Some people believe that simply being present is enough, but I would argue all day that being present isn’t enough. Lenzy shares that he wanted to be an involved father.

“My daughter has so much charisma, that I have no choice but to be part of what she has going on. “The thing that defines fatherhood for me is how I manage to help raise my daughter despite challenges that may come about. “

I may not be a parent but I would be naïve to believe that it was a fairy tale and a walk in the park! Working with kids who are not my own have proven difficult in and of itself. I am half scared to even imagine the challenges that would arise when you have your own flesh and blood to raise. Lenzy shares that a difficulty he faces is in the area of discipline and the good ole spanking.

“ I'm from the era of "whoopings" (though I never received one) but the logic behind what I was taught was discipline, doesn't make sense to me. I've also worked for the Pathways to Responsible Fatherhood program, where, I served as a facilitator and case manager for fathers that were pooling resources to become more effective in their children's lives. While doing that work, we wrestled with the concept of discipline which we found means to teach and guide. And as means to teach and guide, I talk to my daughter when she does well and when she struggles. I employ reasonable consequence for actions (both positive and negative) while never drawing on whooping's as the method to teach and guide my daughter. ?

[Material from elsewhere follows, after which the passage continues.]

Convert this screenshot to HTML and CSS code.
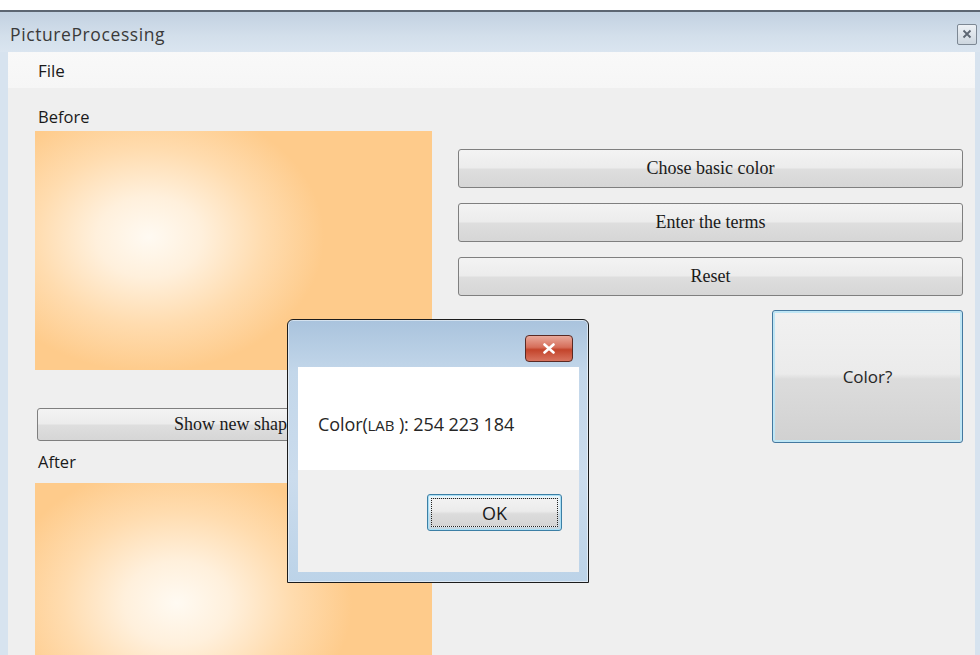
FILE: index.html
```html
<!DOCTYPE html>
<html>
<head>
<meta charset="utf-8">
<title>PictureProcessing</title>
<link rel="stylesheet" href="styles.css">
</head>
<body>
<div class="window">
  <div class="titlebar">
    <span class="title">PictureProcessing</span>
    <span class="tb-close">
      <svg width="10" height="10" viewBox="0 0 10 10"><path d="M1.5 1.5 L8.5 8.5 M8.5 1.5 L1.5 8.5" stroke="#5d6672" stroke-width="1.8" fill="none"/></svg>
    </span>
  </div>
  <div class="frame">
    <div class="menubar"><span class="menu-item">File</span></div>
    <div class="client">
      <div class="left-col">
        <div class="label">Before</div>
        <div class="picture picture-before"></div>
        <button class="btn btn-serif btn-shape">Show new shape</button>
        <div class="label">After</div>
        <div class="picture picture-after"></div>
      </div>
      <div class="right-col">
        <button class="btn btn-serif">Chose basic color</button>
        <button class="btn btn-serif">Enter the terms</button>
        <button class="btn btn-serif">Reset</button>
        <button class="btn btn-color">Color?</button>
      </div>
    </div>
  </div>
</div>

<div class="dialog">
  <div class="dlg-title">
    <span class="dlg-close">
      <svg width="14" height="11" viewBox="0 0 14 11"><path d="M2.5 1.5 L11.5 9.5 M11.5 1.5 L2.5 9.5" stroke="#ffffff" stroke-width="2.6" stroke-linecap="round" fill="none"/></svg>
    </span>
  </div>
  <div class="dlg-body">
    <div class="dlg-message">Color(<span class="small-caps">LAB</span> ): 254 223 184</div>
    <div class="dlg-footer">
      <button class="btn-ok"><span class="ok-focus">OK</span></button>
    </div>
  </div>
</div>
</body>
</html>
```

FILE: styles.css
```css
html, body {
  margin: 0;
  padding: 0;
  background: #ffffff;
  width: 980px;
  height: 655px;
  overflow: hidden;
}

body {
  font-family: "Open Sans", "Noto Sans", sans-serif;
  color: #222;
}

.window {
  margin-top: 10px;
  border-top: 2px solid #5c6672;
  background: #d7e3ef;
  height: 643px;
  display: flex;
  flex-direction: column;
}

.titlebar {
  height: 40px;
  flex: none;
  display: flex;
  align-items: center;
  justify-content: space-between;
  padding: 0 3px 0 10px;
  background: linear-gradient(#c2d1e1, #d3dfeb 60%, #dae5f0);
}

.title {
  font-size: 17.5px;
  color: #3a3a3a;
  letter-spacing: 0.6px;
  margin-top: 4px;
}

.tb-close {
  width: 18px;
  height: 19px;
  border: 1px solid #7d8894;
  border-radius: 2px;
  background: linear-gradient(#eef2f6, #cdd6df);
  display: flex;
  align-items: center;
  justify-content: center;
  margin-top: 4px;
}

.frame {
  flex: 1;
  display: flex;
  flex-direction: column;
  padding: 0 5px 0 8px;
  min-height: 0;
}

.menubar {
  height: 36px;
  flex: none;
  background: linear-gradient(#f9f9f9, #f6f6f6);
  display: flex;
  align-items: center;
  padding-left: 30px;
}

.menu-item {
  font-size: 17px;
  color: #1a1a1a;
}

.client {
  flex: 1;
  background: #efefef;
  display: flex;
  gap: 26px;
  padding: 19px 0 0 27px;
  min-height: 0;
  overflow: hidden;
}

.left-col {
  width: 397px;
  display: flex;
  flex-direction: column;
}

.label {
  flex: none;
  font-size: 16.5px;
  line-height: 20px;
  height: 20px;
  color: #1a1a1a;
  padding-left: 3px;
  margin-bottom: 4px;
}

.picture {
  width: 397px;
  flex: none;
  background-color: #fecb8b;
}

.picture-before {
  height: 239px;
  background-image: radial-gradient(ellipse 175px 135px at 114px 106px, #fffaf2 0%, #fff0dc 30%, #ffdcaf 65%, #fecb8b 100%);
}

.picture-after {
  height: 200px;
  margin-top: 7px;
  background-image: radial-gradient(ellipse 175px 140px at 142px 120px, #fffaf2 0%, #fff0dc 30%, #ffdcaf 65%, #fecb8b 100%);
}

.btn {
  display: block;
  flex: none;
  border: 1px solid #7f7f7f;
  border-radius: 3px;
  background: linear-gradient(#f3f3f3 0%, #ececec 48%, #dedede 52%, #d6d6d6 100%);
  color: #1a1a1a;
  padding: 0;
  margin: 0;
}

.btn-serif {
  font-family: "Liberation Serif", "Times New Roman", serif;
  font-size: 18px;
}

.btn-shape {
  width: 395px;
  height: 33px;
  margin: 38px 0 11px 2px;
}

.right-col {
  width: 505px;
  display: flex;
  flex-direction: column;
  align-items: flex-end;
  padding-top: 42px;
}

.right-col .btn-serif {
  width: 505px;
  height: 39px;
  margin-bottom: 15px;
}

.btn-color {
  width: 191px;
  height: 133px;
  margin-top: -1px;
  border: 1px solid #44789f;
  border-radius: 3px;
  box-shadow: inset 0 0 0 2px #bfe6f5;
  background: linear-gradient(#f1f1f1 0%, #ebebeb 48%, #dcdcdc 52%, #d1d1d1 100%);
  font-family: "Open Sans", "Noto Sans", sans-serif;
  font-size: 17px;
  color: #262626;
}

/* message box */
.dialog {
  position: absolute;
  left: 287px;
  top: 319px;
  width: 300px;
  height: 262px;
  border: 1px solid #1c1c1c;
  border-radius: 6px 6px 0 0;
  background: linear-gradient(#a9c3dd 0%, #c3d7ea 20%, #cbdced 60%, #bcd3e8 100%);
  display: flex;
  flex-direction: column;
  box-shadow: inset 0 0 0 1px rgba(255,255,255,0.5);
}

.dlg-title {
  height: 47px;
  flex: none;
  display: flex;
  justify-content: flex-end;
  align-items: flex-start;
  padding-right: 15px;
}

.dlg-close {
  margin-top: 15px;
  width: 46px;
  height: 25px;
  border: 1px solid #5a2a24;
  border-radius: 4px;
  background: linear-gradient(#e9a99b 0%, #d66e5a 45%, #c3442b 55%, #d8745f 100%);
  display: flex;
  align-items: center;
  justify-content: center;
}

.dlg-body {
  flex: 1;
  margin: 0 9px 10px 10px;
  display: flex;
  flex-direction: column;
  background: #f0f0f0;
}

.dlg-message {
  height: 103px;
  background: #ffffff;
  font-size: 18px;
  color: #262626;
  padding: 45px 0 0 20px;
  box-sizing: border-box;
  letter-spacing: -0.1px;
}

.small-caps {
  font-size: 15px;
}

.dlg-footer {
  flex: 1;
  display: flex;
  justify-content: flex-end;
  align-items: flex-start;
  padding: 24px 17px 0 0;
}

.btn-ok {
  width: 135px;
  height: 37px;
  border: 1px solid #3c7fa5;
  border-radius: 3px;
  background: linear-gradient(#eaf6fb 0%, #e4eff5 45%, #cfdde6 55%, #c6d6e0 100%);
  box-shadow: inset 0 0 0 1px #a9dff5;
  padding: 3px;
  margin: 0;
  font-family: "Open Sans", "Noto Sans", sans-serif;
  font-size: 18px;
  color: #1a1a1a;
}

.ok-focus {
  display: flex;
  align-items: center;
  justify-content: center;
  height: 100%;
  border: 1px dotted #222;
  box-sizing: border-box;
  background: linear-gradient(#f2f2f2 0%, #ebebeb 45%, #dcdcdc 55%, #d4d4d4 100%);
}
```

When the topic of society and their portrayals of father hood come up Lenzy does not take society seriously.

“It seems as though much of what goes on is founded in consumerism and inaccurate portrayals of people that evoke biased or prejudiced sentiments. I can maybe think of two commercials of if black fathers being shown as such, despite our commander in chief being the most renown display of black fatherhood. “

Challenges have also presented themselves because of the non traditional house hold that they have.  Lenzy juggles his responsibilities by “continuing develop a sense of autonomy through work and personal life.”

“ I'm always thinking long term while trying to be effective in the short term through accomplishing goals.”

Lenzy believed the myth that fatherhood made men more serious and more responsible. He sees that sometimes this is the case but some fathers just continue on living their lives the same way they were before they were responsible for another’s life.

I was curious about the distinctions between masculinity and fatherhood. Clearly I don’t understand the mentality of men. Yet I sometimes see the changes a man goes through when they have children specifically daughters. We joke and say she will make you soft. I would argue soft is not the correct term. She is simply bringing out a side or bringing out more of a side that is already rooted in the man. The gentle side of a man that people try to suppress.

Lenzy shares that Fatherhood has taught him that masculinity is just a word.

“Raising my daughter has made me take things more serious and really examine the way I live and the life I want for her.”
“It's taught me that, masculinity can be used as an ideology people use to create that separation. And what's interesting is that, “I know for a fact, every father that I know with a daughter, relishes the opportunity to have a tea party with their baby or almost becomes emotional at the idea of a bee stinging her!”
In light of parents embracing different things about themselves when it comes to parenting I think we sometimes dismiss children because they are children. They actually are able to teach us the adults.

Lenzy admires his daughter's charisma. “She really wins people over fast. She's also very sharp and quick-witted. Very tactful at times!! It's weird!! She gives ME propositions at times, and after listening, I'm like "wait a minute" realizing she's in the process of "working" me!! I love that little girl so much!!!”

Parenting I believe is a mystery. Humans are complex creations and raising them brings a million challenges and opportunities of its own.

“Fatherhood has vastly improved my spirituality. Just the fact that, she's in school and involved in camps and extra curricular activities and I can't control what she's exposed to. I really have to rely on values that myself and her mom have instilled in her with the hopes that she make wise decisions. It's a relief that, I know God is watching her and that she is learning about God so her conscience is very active within her decision making. Of course she'll "bump her head" if you will, but my goal is for her to have the fortitude to get back up, dust herself off, and keep going.”

Lenzy does what needs to be done to make sure that Lauryn’s needs are met !!